Stuff I Learned This Year: Excel Edition

I <3 spreadsheetsI like to think of myself as rather proficient in using Microsoft Excel. ((One of the things that I do in the statistics course that I teach over at the Justice League is make sure that everyone who takes my class can use Excel properly – it’s probably one of the most useful thing they use in the course, to be honest)). I use it for everything from keeping simple lists to advanced data analysis. I love pivot tables and conditional formatting and even have a favourite Excel function ((CONCATENATE. Mostly because the word is awesome. I probably use “Text to columns” more often, but I love to say “concatenate”!)) The other day at work I taught a bunch of colleagues, who are all very well versed in the use of Excel ((Including one who I’d say is the best Excel user I know.)) that you can copy something from one cell down a whole column by double clicking on the bottom right corner of the cell you want to copy. Most of them knew that you can grab that bottom right corner and drag it down as far as you’d like to copy, but they were all suitable stunned with the double clicking trick – which comes in especially handy if you have hundreds or thousands of rows of data – that’s a lot of scrolling if you are using the drag method instead.

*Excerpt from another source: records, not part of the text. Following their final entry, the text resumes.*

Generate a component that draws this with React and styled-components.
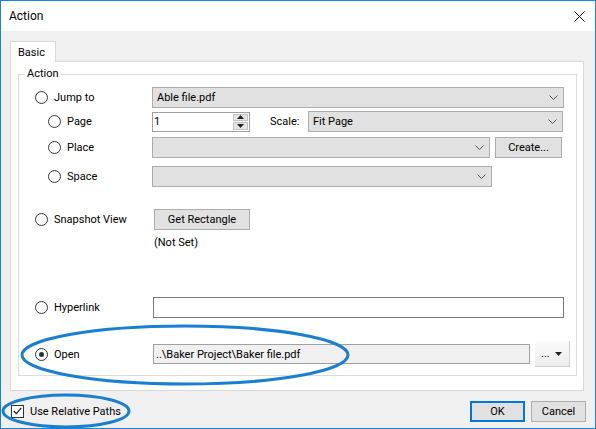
import React from "react";
import styled, { createGlobalStyle } from "styled-components";

const GlobalStyle = createGlobalStyle`
  body {
    margin: 0;
    font-family: Roboto, "Noto Sans", sans-serif;
    font-size: 11px;
    color: #000;
  }
  * { box-sizing: border-box; }
`;

const Window = styled.div`
  position: relative;
  width: 596px;
  height: 429px;
  border: 1px solid #1883d7;
  background: #f0f0f0;
  display: flex;
  flex-direction: column;
`;
const TitleBar = styled.div`
  height: 30px;
  background: #fff;
  display: flex;
  align-items: center;
  justify-content: space-between;
  padding: 0 10px 0 8px;
`;
const Title = styled.span`
  font-size: 12px;
`;
const Body = styled.div`
  flex: 1;
  display: flex;
  flex-direction: column;
  padding: 10px 11px 0 9px;
`;
const TabStrip = styled.div`
  height: 20px;
  display: flex;
`;
const Tab = styled.div`
  width: 46px;
  height: 21px;
  padding-left: 7px;
  display: flex;
  align-items: center;
  background: #fff;
  border: 1px solid #d9d9d9;
  border-bottom: none;
  position: relative;
  z-index: 1;
`;
const Panel = styled.div`
  height: 330px;
  background: #fff;
  border: 1px solid #d9d9d9;
  padding: 4px 6px 14px 7px;
  display: flex;
  flex-direction: column;
`;
const GroupBox = styled.fieldset`
  flex: 1;
  margin: 0;
  padding: 0 0 8px 0;
  min-width: 0;
  border: 1px solid #dcdcdc;
`;
const Legend = styled.legend`
  margin-left: 6px;
  padding: 0 2px;
  line-height: 16px;
`;
const Row = styled.div`
  display: flex;
  align-items: center;
  height: ${(p) => p.$h || 21}px;
  margin-top: ${(p) => p.$mt || 0}px;
`;
const LabelCell = styled.label`
  width: 133px;
  flex-shrink: 0;
  display: flex;
  align-items: center;
  gap: 6px;
  padding-left: ${(p) => (p.$sub ? 29 : 16)}px;
`;
const Radio = styled.span`
  width: 13px;
  height: 13px;
  border-radius: 50%;
  border: 1px solid #333;
  background: #fff;
  display: flex;
  align-items: center;
  justify-content: center;
  &::after {
    content: "";
    width: 5px;
    height: 5px;
    border-radius: 50%;
    background: #333;
    display: ${(p) => (p.$checked ? "block" : "none")};
  }
`;
const Combo = styled.div`
  width: ${(p) => p.$w}px;
  height: 21px;
  background: #e1e1e1;
  border: 1px solid #adadad;
  display: flex;
  align-items: center;
  justify-content: space-between;
  padding: 0 5px 0 4px;
  margin-left: ${(p) => p.$ml || 0}px;
`;
const TextBox = styled.div`
  width: ${(p) => p.$w}px;
  height: ${(p) => p.$h || 21}px;
  background: ${(p) => (p.$readOnly ? "#f0f0f0" : "#fff")};
  border: 1px solid ${(p) => (p.$readOnly ? "#a0a0a0" : "#7a7a7a")};
  margin-left: ${(p) => p.$ml || 0}px;
  display: flex;
  align-items: center;
  padding-left: 2px;
  white-space: nowrap;
  overflow: hidden;
`;
const Spin = styled.div`
  width: 98px;
  height: 20px;
  background: #fff;
  border: 1px solid #a0a0a0;
  display: flex;
  align-items: stretch;
`;
const SpinText = styled.div`
  flex: 1;
  display: flex;
  align-items: center;
  padding-left: 1px;
`;
const SpinButtons = styled.div`
  width: 15px;
  margin: 1px;
  display: flex;
  flex-direction: column;
  gap: 1px;
`;
const SpinButton = styled.div`
  flex: 1;
  background: #e5e5e5;
  border: 1px solid #c4c4c4;
  display: flex;
  align-items: center;
  justify-content: center;
`;
const FieldLabel = styled.span`
  width: ${(p) => p.$w}px;
  margin-left: ${(p) => p.$ml || 0}px;
  flex-shrink: 0;
`;
const Button = styled.div`
  width: ${(p) => p.$w}px;
  height: 21px;
  margin-left: ${(p) => p.$ml || 0}px;
  background: #e1e1e1;
  border: ${(p) => (p.$default ? "2px solid #0078d7" : "1px solid #adadad")};
  display: flex;
  align-items: center;
  justify-content: center;
`;
const MenuButton = styled.div`
  width: 35px;
  height: 26px;
  margin-left: 5px;
  background: linear-gradient(#fbfbfb, #ededed);
  border-right: 1px solid #cfcfcf;
  border-bottom: 1px solid #cfcfcf;
  display: flex;
  align-items: center;
  justify-content: space-between;
  padding: 0 7px 0 6px;
  font-size: 11px;
`;
const Note = styled.div`
  margin: 5px 0 0 135px;
  line-height: 16px;
`;
const Footer = styled.div`
  flex: 1;
  display: flex;
  align-items: center;
  padding: 3px 0 0 1px;
  margin-right: -2px;
`;
const CheckLabel = styled.label`
  display: flex;
  align-items: center;
  gap: 6px;
  flex: 1;
`;
const CheckBox = styled.span`
  width: 13px;
  height: 13px;
  border: 1px solid #333;
  background: #fff;
  display: flex;
  align-items: center;
  justify-content: center;
`;
const Buttons = styled.div`
  display: flex;
  gap: 6px;
`;
const Overlay = styled.svg`
  position: absolute;
  left: -1px;
  top: -1px;
  pointer-events: none;
`;

const Chevron = () => (
  <svg width="9" height="5" viewBox="0 0 9 5">
    <path d="M0.5 0.5 L4.5 4.5 L8.5 0.5" fill="none" stroke="#555" strokeWidth="1" />
  </svg>
);

const Tri = ({ down }) => (
  <svg width="7" height="4" viewBox="0 0 7 4">
    <path d={down ? "M0 0 H7 L3.5 4 Z" : "M0 4 H7 L3.5 0 Z"} fill="#222" />
  </svg>
);

const Option = ({ label, sub, checked }) => (
  <LabelCell $sub={sub}>
    <Radio $checked={checked} />
    {label}
  </LabelCell>
);

const App = () => {
  return (
    <>
      <GlobalStyle />
      <Window>
        <TitleBar>
          <Title>Action</Title>
          <svg width="11" height="11" viewBox="0 0 11 11">
            <path d="M0.5 0.5 L10.5 10.5 M10.5 0.5 L0.5 10.5" stroke="#111" strokeWidth="1" />
          </svg>
        </TitleBar>
        <Body>
          <TabStrip>
            <Tab>Basic</Tab>
          </TabStrip>
          <Panel>
            <GroupBox>
              <Legend>Action</Legend>
              <Row $mt={5}>
                <Option label="Jump to" />
                <Combo $w={412}>
                  Able file.pdf
                  <Chevron />
                </Combo>
              </Row>
              <Row $mt={3}>
                <Option label="Page" sub />
                <Spin>
                  <SpinText>1</SpinText>
                  <SpinButtons>
                    <SpinButton>
                      <Tri />
                    </SpinButton>
                    <SpinButton>
                      <Tri down />
                    </SpinButton>
                  </SpinButtons>
                </Spin>
                <FieldLabel $ml={20} $w={38}>
                  Scale:
                </FieldLabel>
                <Combo $w={255}>
                  Fit Page
                  <Chevron />
                </Combo>
              </Row>
              <Row $mt={5}>
                <Option label="Place" sub />
                <Combo $w={338}>
                  <span />
                  <Chevron />
                </Combo>
                <Button $w={67} $ml={5}>
                  Create...
                </Button>
              </Row>
              <Row $mt={8}>
                <Option label="Space" sub />
                <Combo $w={340}>
                  <span />
                  <Chevron />
                </Combo>
              </Row>
              <Row $mt={22}>
                <Option label="Snapshot View" />
                <Button $w={96} $ml={2}>
                  Get Rectangle
                </Button>
              </Row>
              <Note>(Not Set)</Note>
              <Row $mt={46}>
                <Option label="Hyperlink" />
                <TextBox $w={411} $ml={1} />
              </Row>
              <Row $mt={23} $h={26}>
                <Option label="Open" checked />
                <TextBox $w={377} $h={20} $ml={1} $readOnly>
                  ..\Baker Project\Baker file.pdf
                </TextBox>
                <MenuButton>
                  <span>...</span>
                  <Tri down />
                </MenuButton>
              </Row>
            </GroupBox>
          </Panel>
          <Footer>
            <CheckLabel>
              <CheckBox>
                <svg width="9" height="8" viewBox="0 0 9 8">
                  <path d="M0.8 4 L3.3 6.6 L8.3 0.8" fill="none" stroke="#222" strokeWidth="1.3" />
                </svg>
              </CheckBox>
              Use Relative Paths
            </CheckLabel>
            <Buttons>
              <Button $w={55} $default>
                OK
              </Button>
              <Button $w={55}>Cancel</Button>
            </Buttons>
          </Footer>
        </Body>
        <Overlay width="596" height="429" viewBox="0 0 596 429">
          <ellipse cx="185" cy="355" rx="163" ry="29" fill="none" stroke="#1a7fd1" strokeWidth="3" />
          <ellipse cx="66" cy="411" rx="63" ry="16" fill="none" stroke="#1a7fd1" strokeWidth="3" />
        </Overlay>
      </Window>
    </>
  );
};

export default App;
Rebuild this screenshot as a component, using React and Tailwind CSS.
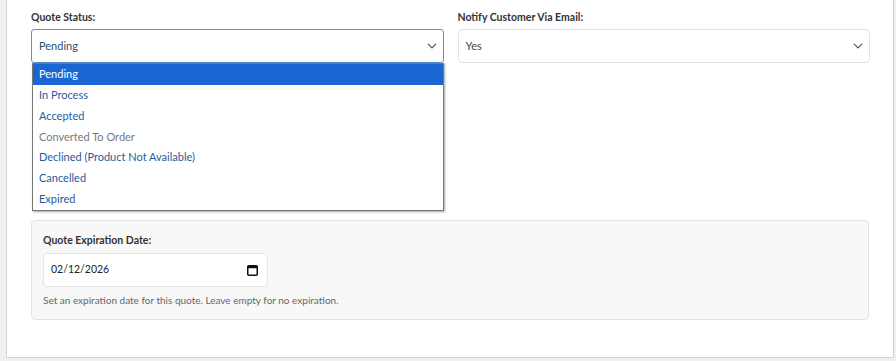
import React from "react";

function Chevron({ className }) {
  return (
    <svg className={className} width="10" height="10" viewBox="0 0 16 16" fill="none">
      <path d="M2 5l6 6 6-6" stroke="currentColor" strokeWidth="2" strokeLinecap="round" strokeLinejoin="round" />
    </svg>
  );
}

function CalendarIcon() {
  return (
    <svg width="11" height="11" viewBox="0 0 11 11">
      <rect x="0.75" y="0.75" width="9.5" height="9.5" rx="1" fill="none" stroke="#111" strokeWidth="1.5" />
      <rect x="0.75" y="0.75" width="9.5" height="2.5" fill="#111" />
    </svg>
  );
}

const options = [
  { label: "Pending", selected: true },
  { label: "In Process" },
  { label: "Accepted" },
  { label: "Converted To Order", disabled: true },
  { label: "Declined (Product Not Available)" },
  { label: "Cancelled" },
  { label: "Expired" },
];

export default function App() {
  return (
    <div className="w-[896px] h-[361px] bg-[#f0f0f0] pl-[6px] pr-[2px] pb-[3px] overflow-hidden" style={{ fontFamily: "Lato, 'Noto Sans', sans-serif" }}>
      <div className="h-full bg-white border-x border-b border-[#d4d4d4] pl-[24px] pr-[23px] pt-[10px]">
        <div className="grid grid-cols-2 gap-[14px]">
          <div>
            <label className="block text-[10.5px] leading-[15px] font-bold text-[#333] mb-[4px]">Quote Status:</label>
            <div className="relative">
              <div className="h-[34px] rounded-[3px] border border-[#5d8fd0] flex items-center justify-between pl-[7px] pr-[6px] text-[11px] text-[#2d4f73]">
                <span>Pending</span>
                <Chevron className="text-[#555]" />
              </div>
              <div className="absolute left-[1px] right-0 top-full z-10 bg-white border border-[#767676] shadow-[1px_1px_2px_rgba(0,0,0,0.35)] text-[11px]">
                {options.map((o) => (
                  <div
                    key={o.label}
                    className={
                      "h-[20.8px] flex items-center pl-[6px] " +
                      (o.selected ? "bg-[#1a67d3] text-white" : o.disabled ? "text-[#7a7a7a]" : "text-[#1f5c9c]")
                    }
                  >
                    {o.label}
                  </div>
                ))}
              </div>
            </div>
          </div>
          <div>
            <label className="block text-[10.5px] leading-[15px] font-bold text-[#333] mb-[4px]">Notify Customer Via Email:</label>
            <div className="h-[34px] rounded-[4px] border border-[#e3e3e3] flex items-center justify-between pl-[7px] pr-[6px] text-[11px] text-[#444]">
              <span>Yes</span>
              <Chevron className="text-[#555]" />
            </div>
          </div>
        </div>

        <div className="mt-[157px] mr-[1px] bg-[#f8f8f8] border border-[#e4e4e4] rounded-[4px] h-[100px] px-[11px] pt-[12px]">
          <label className="block text-[10.5px] leading-[15px] font-bold text-[#333] mb-[5px]">Quote Expiration Date:</label>
          <div className="w-[225px] h-[34px] bg-white border border-[#e6e6e6] rounded-[4px] flex items-center justify-between pl-[7px] pr-[9px] text-[10.5px] text-[#222]">
            <span>02/12/2026</span>
            <CalendarIcon />
          </div>
          <p className="mt-[6px] text-[10px] text-[#666]">Set an expiration date for this quote. Leave empty for no expiration.</p>
        </div>
      </div>
    </div>
  );
}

Which brings me to the new thing I learned about Excel. It has a limitation that I’ve never run into before, but which is now an issue for me. Specifically, that limit is the number of rows you can have in a single worksheet. That number: 1,048,576  ((Source: https://support.office.com/en-us/article/excel-specifications-and-limits-1672b34d-7043-467e-8e27-269d656771c3)), ((It also has a limit of 16,384 columns, but I haven’t run up against that particular limitation yet.)). And I learned this as a particular set of data that I’m working with had more than a million rows of data! Our makeshift solution is to have multiple worksheets in a workbook, though now that we have almost filled our our *second* worksheet, it really slows down the old laptop!

Clearly, the next thing I have on my “things to learn this year” list is database management!